By Daipayan Dhar:
Recently, I was invited by my juniors to attend the alumni meet of my school, Kendriya Vidyalaya, Cossipore, Kolkata, which was on June 25. I was happy to receive this invitation and I was planning to go. This was the school where I had had a good time. Or was I too blind to see the discrimination I faced?
When I passed Class 10, I opted for commerce, even though I had grades to get into Science. I took it by choice. There were few more who had the required grades but chose commerce.
I used to ask them why they did not take up Science. They used to answer that they didn’t have enough money to study engineering.
Surprisingly, there was a concentration of SC, ST, OBC and Muslims in the Commerce section than that of Science, and they were economically weak too. Is it a surprise or a made-up scenario? It was hard to analyse at that point in time.

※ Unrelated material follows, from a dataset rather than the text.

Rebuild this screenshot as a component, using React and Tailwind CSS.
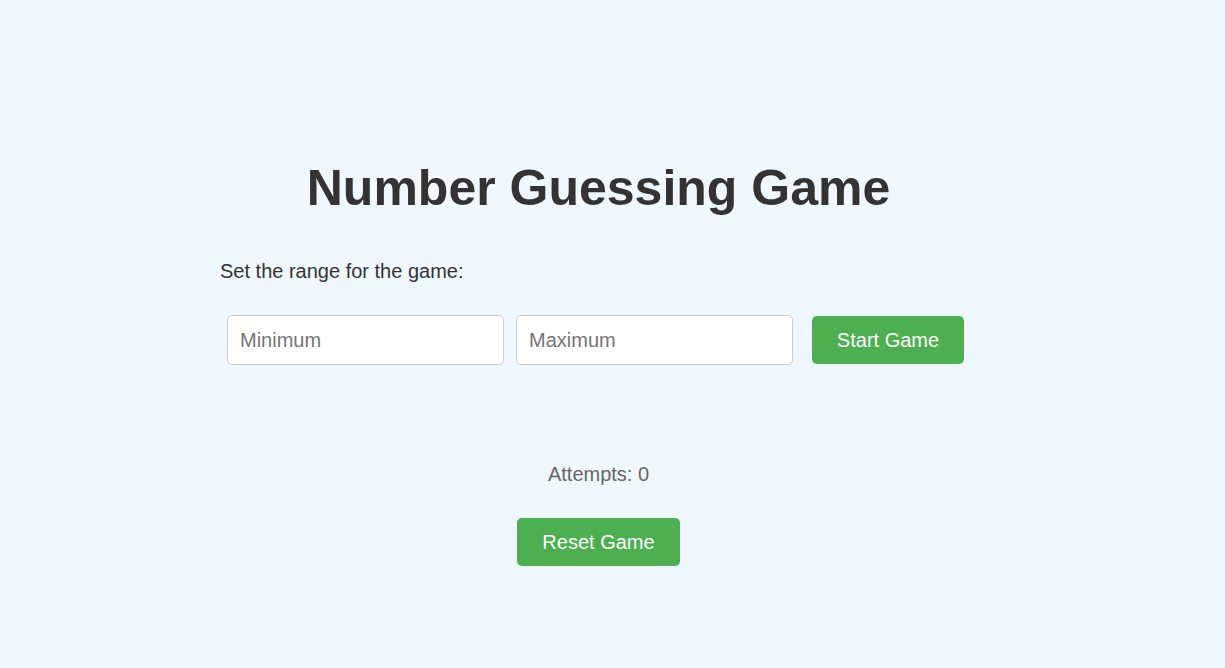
export default function App() {
  return (
    <div className="min-h-screen w-full bg-[#f0f8ff] font-['Liberation_Sans',Arial,sans-serif] text-[#333333]">
      <div className="h-[160px]"></div>
      <div className="ml-[220px] w-[757px] flex flex-col">
        <h1 className="text-center text-[50px] leading-[56px] font-bold text-[#333333]">
          Number Guessing Game
        </h1>
        <div className="h-[44px]"></div>
        <p className="text-[20px] leading-[23px] text-[#333333]">Set the range for the game:</p>
        <div className="h-[32px]"></div>
        <div className="flex items-center pl-[7px]">
          <input
            type="number"
            placeholder="Minimum"
            className="w-[277px] h-[50px] bg-white border border-[#cccccc] rounded-[5px] px-[12px] text-[20px] text-[#333333] placeholder:text-[#757575] outline-none"
          />
          <div className="w-[12px]"></div>
          <input
            type="number"
            placeholder="Maximum"
            className="w-[277px] h-[50px] bg-white border border-[#cccccc] rounded-[5px] px-[12px] text-[20px] text-[#333333] placeholder:text-[#757575] outline-none"
          />
          <div className="w-[19px]"></div>
          <button className="w-[152px] h-[48px] bg-[#4caf50] text-white text-[20px] rounded-[5px]">
            Start Game
          </button>
        </div>
        <div className="h-[98px]"></div>
        <p className="text-center text-[20px] leading-[23px] text-[#666666]">Attempts: 0</p>
        <div className="h-[32px]"></div>
        <div className="flex justify-center">
          <button className="w-[163px] h-[48px] bg-[#4caf50] text-white text-[20px] rounded-[5px]">
            Reset Game
          </button>
        </div>
      </div>
    </div>
  );
}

Our Principal used to come to our class almost every day, just to humiliate us, tell us that we are good for nothing, and that we will be opening up pan shops one day.
We became so used to it that we never cared. The other teachers, starting from primary to higher secondary, used to pass comments on the students of commerce. The previous principal had the same kind of mindset. Our participation in cultural functions was the least.
Brahminism was promoted not only by the principals. The teachers while teaching in class used to give value judgments on how a girl is supposed to be.
A Hindi teacher, not surprisingly a Brahmin, once said in class that women should not go to work and is supposed to take care of her family and children. Now there have been theories which prove that patriarchy in Indian culture is not a result of British Victorianism, but Brahminism which predominated in the mainstream and it was seen as a standard way of living to be achieved by the lower caste.
Our teachers of language were reluctant to speak a word against caste. The Brahmin Savarna teachers used to passively discriminate against the students from the lower caste. We were conditioned to believe from the very first day that Hindi is our national language and Sanskrit is the mother of all languages, in spite of the fact that India has no national language.
This is how Kendriya Vidyalaya, Cossipore, a central school, promotes its brahminical ideology and patriarchy among the students. Just because the school never had a student body (and very few schools have it), the whole thing gets easily overlooked.
Today, the same principal is in authority. On World AIDS day, she spoke about how a boy holding a girl’s hand can cause AIDS! The general trend of making a typical sitting arrangement in class where the boys and the girls sit separately, and also making them stand separately in the morning assembly, is something that is unthinkable in this current age.
Is this how coeducation is supposed to promote gender equality? Well, surely not in Kendriya Vidyalaya, Cossipore.